Cott Corporation has appointed Tom Harrington, the chief executive of DS Services when it was acquired by the business in 2016, as its new CEO.
The water and coffee services company has announced that current CEO Jerry Fowden will transition to the role of executive chairman, replacing David Gibbons, who will retire. All of the changes will take effect when Cott’s next fiscal year begins in January.
Harrington said: “I welcome the opportunity and appreciate the trust that Jerry and the board have placed in me to continue to build upon the success already achieved. I am excited about continuing to work with Jerry and Cott’s senior leadership team to further build our leadership position as the preeminent international route based direct to consumer water and coffee solutions service provider.”
Outgoing CEO Jerry Fowden said: “On behalf of the board, I want to thank Dave for his leadership and tremendous service to Cott and his contributions to the board, which have created significant long-term value for all of Cott’s stakeholders. Under Dave’s leadership, we have successfully transitioned from a mature, low margin, private-label soft drink business with high big-box retail customer concentration to a growth-oriented, higher-margin business with much lower customer, product, and channel concentration.
“After a thorough and thoughtful succession planning process, Tom is the clear choice to lead Cott into the future as CEO. He is an accomplished, results-oriented leader, with significant industry knowledge and operational experience. He brings the vision and qualities needed for Cott to continue to execute on its strategic priorities. I fully expect that Tom’s transition to his new role as chief executive officer will be seamless and positive for the company.”
And outgoing chairman David Gibbons added: “It has been a tremendous privilege to lead the board over the past 11 years. I am proud of the achievements of the board and management during that time, specifically the recent transformation of the company into a growth-oriented water and coffee service provider, which I believe positions the company for long-term success. Our chief executive officer, Jerry Fowden, is the one who, with his team, deserves credit. I am pleased that Jerry will succeed me in his new role as executive chairman.”
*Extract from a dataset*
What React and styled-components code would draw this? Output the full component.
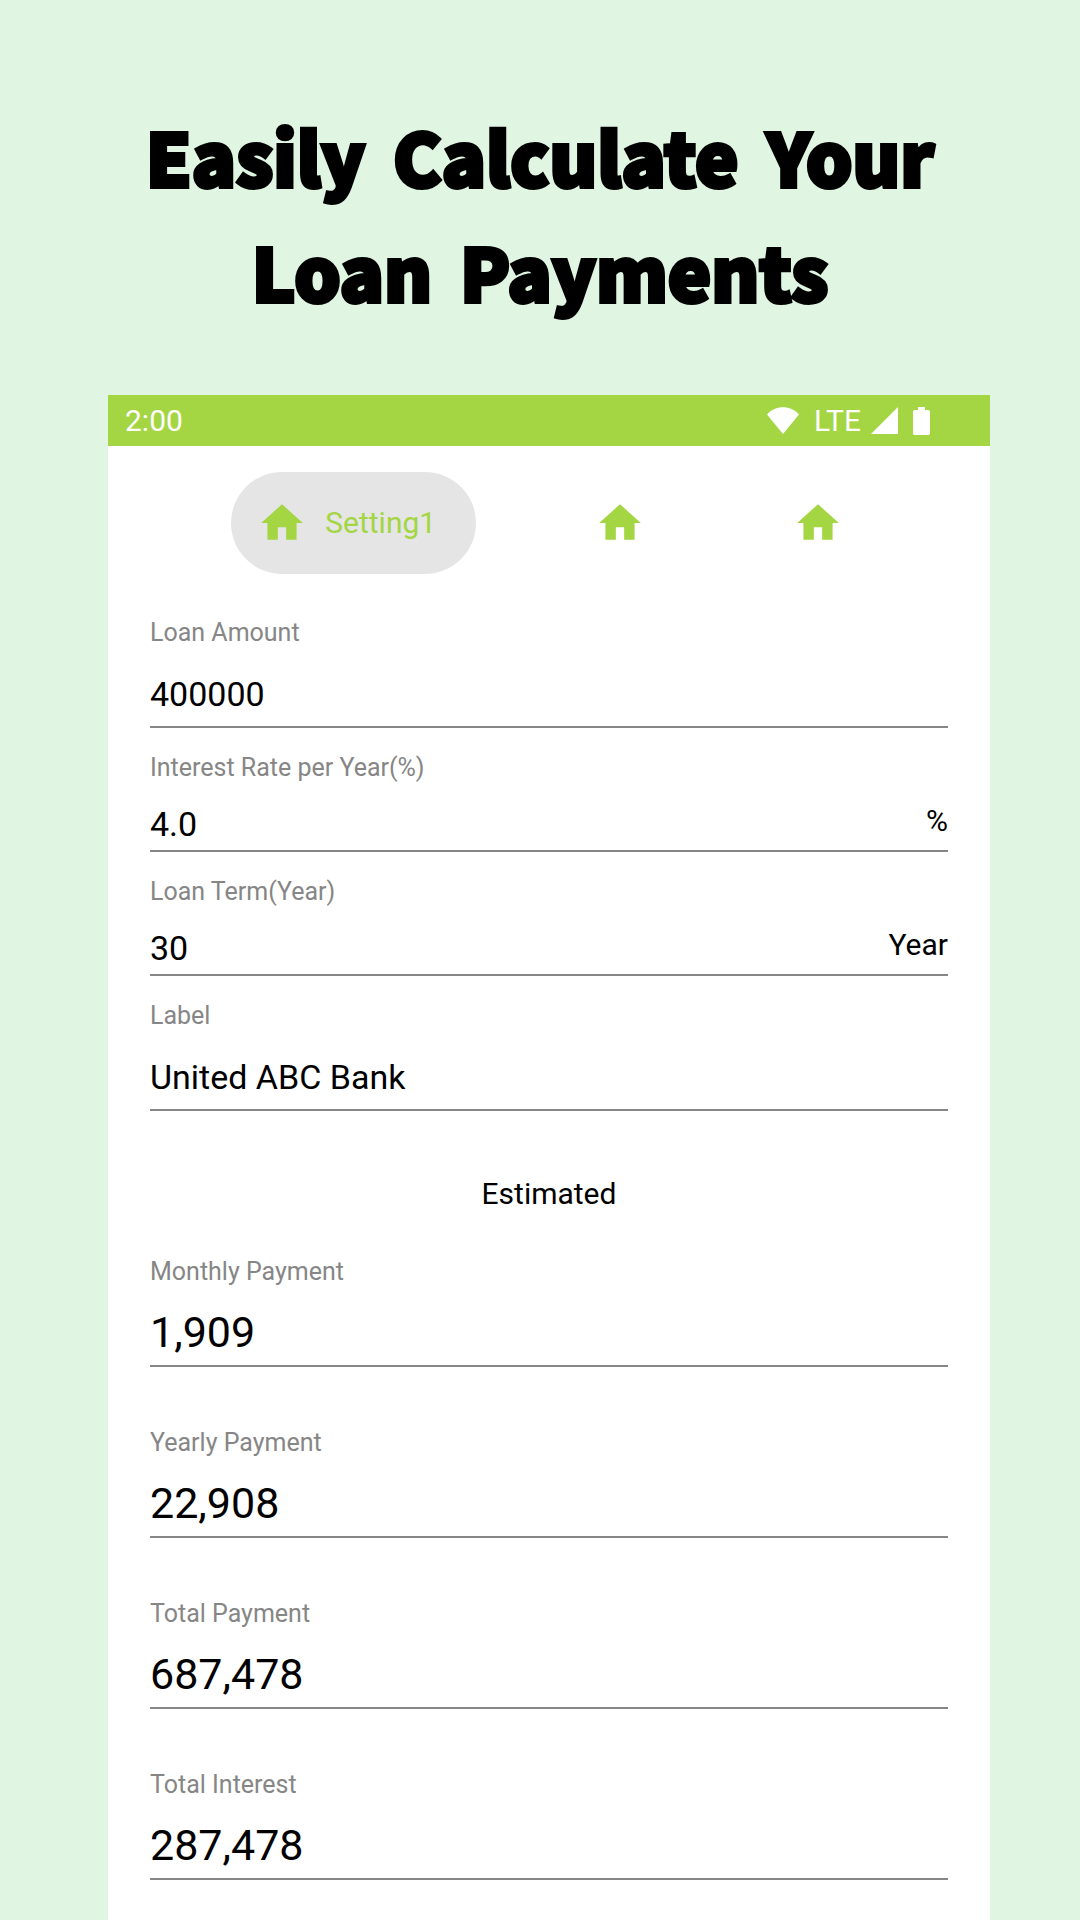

Harrington is a former Coca-Cola executive who joined DS Services in January 2004, holding a number of senior roles including COO, SVP, and president of its West division. He had been promoted to CEO of DS Services by the time the business was acquired two years ago.
That acquisition was a part of the transformational journey that Cott has embarked on in the past two or three years; as well as acquiring DS Services, it also bought S&D Coffee, while a deal to divest its soft drinks bottling operation to European bottler Refresco was completed this January.
The announcement brings to a close Jerry Fowden’s nine-year tenure as CEO of Cott. It also coincides with the release of the company’s second-quarter results, in which it reported quarterly revenue 4% higher than last year at $604 million, plus net income of $12 million.
Its 2017 revenues stood at $2.27 billion – a 40% improvement, based on the integration of the two acquired businesses.
Speaking of its second-quarter performance, Fowden said: “I am especially pleased with the performance of our Route Based Services segment during the quarter as we continued to see top and bottom line growth even with inflation in areas such as freight and other [selling, general and administrative] costs. To counter expected inflation, management will be implementing pricing initiatives that are specifically designed to offset these cost increases within our Route Based Services segment.
“With the significant reductions in green coffee commodity costs, the revenues of our Coffee, Tea and Extract Solutions segment were reduced as such coffee price changes are passed through, up or down, as a part of our service agreements. With that said, our Coffee, Tea and Extract Solutions segment bottom line and cash flow continue to track in line with our current year expectations as well as our original acquisition model.”